To support fully voiced NPC dialogue, NorthStar needed an efficient lip-syncing solution that minimized reliance on animators. The team chose ULipSync for its familiarity, strong narrative control, customization, and ease of use.
ULipSync processes lip-sync data in three ways:
- Runtime processing – Analyzes audio dynamically.
- Baking into scriptable objects – Stores data for reuse.
- Baking into animation clips – Prepares animations for timeline use.
Due to CPU constraints and narrative timelines, baking data into animation clips was the best approach.
ULipSync maps phonemes (smallest speech components) to viseme groups (facial animation controls).
- English has 44 phonemes, but not all are needed for lip-syncing.
- Plosive sounds (e.g., "P" or "K") are hard to calibrate and may not impact the final animation significantly.
- Stylized models need fewer viseme groups than realistic ones, sometimes only vowels.
To ensure flexibility, we recorded all 44 phonemes for each voice actor, allowing system refinement later.
Not all phonemes were sampled perfectly.
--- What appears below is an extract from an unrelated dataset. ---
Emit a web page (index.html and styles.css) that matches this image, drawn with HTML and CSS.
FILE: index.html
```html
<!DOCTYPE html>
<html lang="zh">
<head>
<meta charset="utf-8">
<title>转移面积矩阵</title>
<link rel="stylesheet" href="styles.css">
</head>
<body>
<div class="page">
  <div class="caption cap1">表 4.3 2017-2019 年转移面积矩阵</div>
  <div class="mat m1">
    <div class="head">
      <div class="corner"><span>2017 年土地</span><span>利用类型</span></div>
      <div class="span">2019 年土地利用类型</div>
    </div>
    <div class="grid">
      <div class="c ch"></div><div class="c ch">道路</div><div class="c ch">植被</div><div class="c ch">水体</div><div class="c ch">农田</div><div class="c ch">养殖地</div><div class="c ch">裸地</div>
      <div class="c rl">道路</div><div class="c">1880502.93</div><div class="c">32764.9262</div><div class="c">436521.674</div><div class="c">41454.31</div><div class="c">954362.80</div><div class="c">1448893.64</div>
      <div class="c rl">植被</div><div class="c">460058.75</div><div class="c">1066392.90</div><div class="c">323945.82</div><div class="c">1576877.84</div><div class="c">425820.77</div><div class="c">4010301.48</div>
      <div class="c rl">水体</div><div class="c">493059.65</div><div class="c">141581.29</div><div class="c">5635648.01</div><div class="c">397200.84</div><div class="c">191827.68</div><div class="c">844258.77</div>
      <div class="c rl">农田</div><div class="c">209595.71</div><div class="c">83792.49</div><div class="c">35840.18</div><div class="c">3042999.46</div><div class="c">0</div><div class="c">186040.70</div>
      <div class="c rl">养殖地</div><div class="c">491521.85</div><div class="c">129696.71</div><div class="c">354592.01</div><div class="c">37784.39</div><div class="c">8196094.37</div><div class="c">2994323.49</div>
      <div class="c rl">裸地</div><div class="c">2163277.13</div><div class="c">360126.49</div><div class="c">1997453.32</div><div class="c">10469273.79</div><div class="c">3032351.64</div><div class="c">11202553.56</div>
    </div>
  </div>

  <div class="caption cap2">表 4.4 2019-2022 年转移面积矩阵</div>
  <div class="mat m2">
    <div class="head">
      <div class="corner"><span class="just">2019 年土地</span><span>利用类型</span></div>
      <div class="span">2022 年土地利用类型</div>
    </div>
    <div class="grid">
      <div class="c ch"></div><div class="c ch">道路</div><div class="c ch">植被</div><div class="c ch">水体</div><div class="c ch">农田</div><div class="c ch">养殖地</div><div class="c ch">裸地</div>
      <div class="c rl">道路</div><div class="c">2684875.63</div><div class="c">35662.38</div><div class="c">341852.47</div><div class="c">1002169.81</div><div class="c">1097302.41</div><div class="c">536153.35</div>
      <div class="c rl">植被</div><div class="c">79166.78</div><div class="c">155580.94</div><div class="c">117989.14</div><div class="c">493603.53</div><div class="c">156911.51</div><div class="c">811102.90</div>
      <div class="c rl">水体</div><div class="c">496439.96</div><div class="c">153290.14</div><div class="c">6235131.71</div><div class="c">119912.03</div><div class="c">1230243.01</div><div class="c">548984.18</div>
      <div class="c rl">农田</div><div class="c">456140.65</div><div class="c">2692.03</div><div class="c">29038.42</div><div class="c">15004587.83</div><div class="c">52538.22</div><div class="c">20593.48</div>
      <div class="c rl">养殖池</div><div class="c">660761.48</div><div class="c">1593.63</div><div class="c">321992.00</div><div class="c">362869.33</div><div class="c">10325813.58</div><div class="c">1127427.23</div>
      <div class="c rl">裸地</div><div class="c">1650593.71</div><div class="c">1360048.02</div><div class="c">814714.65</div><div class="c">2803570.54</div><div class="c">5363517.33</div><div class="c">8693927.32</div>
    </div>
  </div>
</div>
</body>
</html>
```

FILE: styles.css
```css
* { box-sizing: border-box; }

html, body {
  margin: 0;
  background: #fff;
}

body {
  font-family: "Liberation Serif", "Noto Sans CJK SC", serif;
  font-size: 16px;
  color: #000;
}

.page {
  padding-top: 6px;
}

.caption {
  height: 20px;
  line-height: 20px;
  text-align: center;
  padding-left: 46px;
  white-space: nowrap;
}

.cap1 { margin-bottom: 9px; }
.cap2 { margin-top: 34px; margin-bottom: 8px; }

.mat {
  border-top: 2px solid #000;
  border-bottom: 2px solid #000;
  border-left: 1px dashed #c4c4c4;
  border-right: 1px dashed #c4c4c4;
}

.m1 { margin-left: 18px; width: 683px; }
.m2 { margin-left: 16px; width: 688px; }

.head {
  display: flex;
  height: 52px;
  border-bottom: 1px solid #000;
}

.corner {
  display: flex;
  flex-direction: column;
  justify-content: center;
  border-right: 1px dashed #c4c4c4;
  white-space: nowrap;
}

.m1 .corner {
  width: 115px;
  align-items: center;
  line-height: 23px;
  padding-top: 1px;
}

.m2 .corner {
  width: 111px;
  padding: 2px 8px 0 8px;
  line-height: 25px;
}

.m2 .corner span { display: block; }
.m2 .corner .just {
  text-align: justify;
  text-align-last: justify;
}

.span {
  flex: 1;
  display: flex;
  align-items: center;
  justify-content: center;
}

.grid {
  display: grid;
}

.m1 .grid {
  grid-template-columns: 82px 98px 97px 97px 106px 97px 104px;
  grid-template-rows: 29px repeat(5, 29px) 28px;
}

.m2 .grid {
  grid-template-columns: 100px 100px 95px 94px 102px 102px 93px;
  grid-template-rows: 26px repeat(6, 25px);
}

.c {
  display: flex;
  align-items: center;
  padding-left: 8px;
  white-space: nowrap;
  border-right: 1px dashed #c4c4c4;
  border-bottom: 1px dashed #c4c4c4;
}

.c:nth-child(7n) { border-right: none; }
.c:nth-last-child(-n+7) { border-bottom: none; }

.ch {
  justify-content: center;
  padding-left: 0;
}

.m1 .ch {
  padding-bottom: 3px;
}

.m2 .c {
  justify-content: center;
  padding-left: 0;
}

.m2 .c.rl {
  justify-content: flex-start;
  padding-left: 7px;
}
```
Issues included:
- Regression effects, where certain phonemes worsened results.
- Lack of matching viseme groups, making some phonemes irrelevant.
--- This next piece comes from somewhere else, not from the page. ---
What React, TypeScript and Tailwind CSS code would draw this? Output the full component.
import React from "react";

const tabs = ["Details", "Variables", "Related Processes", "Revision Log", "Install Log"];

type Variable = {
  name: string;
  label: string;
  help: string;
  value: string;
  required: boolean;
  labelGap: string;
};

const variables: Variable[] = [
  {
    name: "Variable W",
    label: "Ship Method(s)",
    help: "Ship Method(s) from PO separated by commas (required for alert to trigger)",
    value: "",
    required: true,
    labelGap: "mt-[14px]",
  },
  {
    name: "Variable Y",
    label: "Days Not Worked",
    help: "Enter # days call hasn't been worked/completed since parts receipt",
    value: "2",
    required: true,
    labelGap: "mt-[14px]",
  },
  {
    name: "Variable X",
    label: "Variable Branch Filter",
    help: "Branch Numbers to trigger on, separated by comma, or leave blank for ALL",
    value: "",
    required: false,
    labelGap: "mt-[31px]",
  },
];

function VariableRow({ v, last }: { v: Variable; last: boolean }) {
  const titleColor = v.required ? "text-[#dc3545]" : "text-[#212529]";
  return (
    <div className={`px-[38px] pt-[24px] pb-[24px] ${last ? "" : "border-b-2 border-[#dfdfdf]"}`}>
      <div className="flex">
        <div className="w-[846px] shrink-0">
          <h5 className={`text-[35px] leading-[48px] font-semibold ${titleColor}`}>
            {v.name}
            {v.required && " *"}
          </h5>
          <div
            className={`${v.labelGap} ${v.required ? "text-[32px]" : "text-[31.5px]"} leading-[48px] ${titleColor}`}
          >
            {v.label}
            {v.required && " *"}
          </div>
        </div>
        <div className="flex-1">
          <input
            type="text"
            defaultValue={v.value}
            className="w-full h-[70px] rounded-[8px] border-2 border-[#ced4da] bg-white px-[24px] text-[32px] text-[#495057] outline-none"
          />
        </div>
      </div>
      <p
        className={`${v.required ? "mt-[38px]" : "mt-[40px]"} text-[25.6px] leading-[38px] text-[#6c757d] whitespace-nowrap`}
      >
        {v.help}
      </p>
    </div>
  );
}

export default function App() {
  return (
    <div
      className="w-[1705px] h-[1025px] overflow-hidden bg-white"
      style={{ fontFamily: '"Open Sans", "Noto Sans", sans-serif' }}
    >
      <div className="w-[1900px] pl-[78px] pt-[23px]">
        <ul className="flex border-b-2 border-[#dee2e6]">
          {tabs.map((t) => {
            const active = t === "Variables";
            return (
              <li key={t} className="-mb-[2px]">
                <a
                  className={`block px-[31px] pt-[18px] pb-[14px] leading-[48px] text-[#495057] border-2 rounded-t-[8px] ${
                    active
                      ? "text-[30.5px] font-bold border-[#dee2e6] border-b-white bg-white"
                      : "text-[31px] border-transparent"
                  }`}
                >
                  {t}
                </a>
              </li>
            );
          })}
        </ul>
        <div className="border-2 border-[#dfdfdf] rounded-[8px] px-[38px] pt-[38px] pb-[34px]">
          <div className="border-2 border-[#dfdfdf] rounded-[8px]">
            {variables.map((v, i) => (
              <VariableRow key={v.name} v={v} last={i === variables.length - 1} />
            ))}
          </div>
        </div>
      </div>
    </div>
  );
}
- Volume inconsistencies, causing some sounds to be too quiet for accurate sampling.
To improve accuracy, we documented problematic phonemes for future improvements and considered additional recordings.
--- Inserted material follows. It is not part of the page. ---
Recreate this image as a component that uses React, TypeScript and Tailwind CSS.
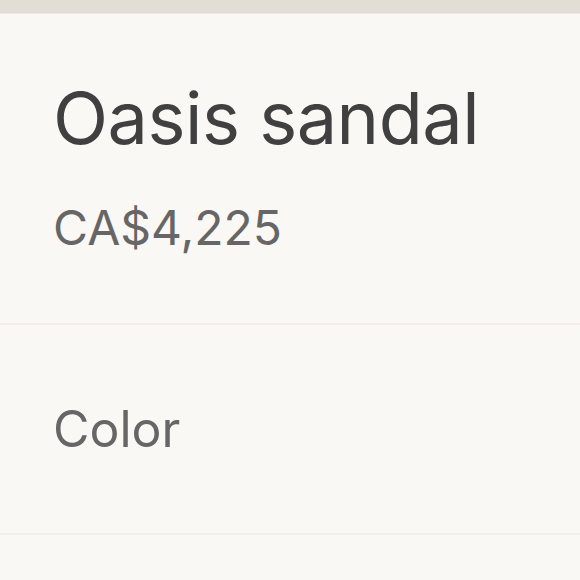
export default function App() {
  return (
    <div className="w-[580px] h-[580px] overflow-hidden bg-[#faf8f4]" style={{ fontFamily: 'Inter, "Noto Sans", sans-serif' }}>
      <div className="h-[14px] bg-[#e2ded6] border-b border-[#ece7df]" />
      <div className="px-[53px] pt-[68px] h-[311px] border-b-2 border-[#f3eeea]">
        <h1 className="text-[72px] leading-[72px] text-[#404040] tracking-[-0.5px]">Oasis sandal</h1>
        <p className="mt-[50px] text-[48px] leading-[48px] text-[#666666]">CA$4,225</p>
      </div>
      <div className="px-[53px] h-[210px] flex items-center border-b-2 border-[#f3eeea]">
        <span className="text-[50px] leading-[50px] text-[#666666]">Color</span>
      </div>
    </div>
  );
}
Automated lip-syncing often results in excessive mouth openness. Realistic speech involves frequent mouth closures. To address this:
- We referenced real-life speech patterns.
- Animators provided feedback to refine mouth movement accuracy.
Each voice line was baked with a pre-calibrated sample array, storing blend shape weights per NPC. This per-character approach worked due to a limited NPC count, but a more generalized system is needed for larger projects.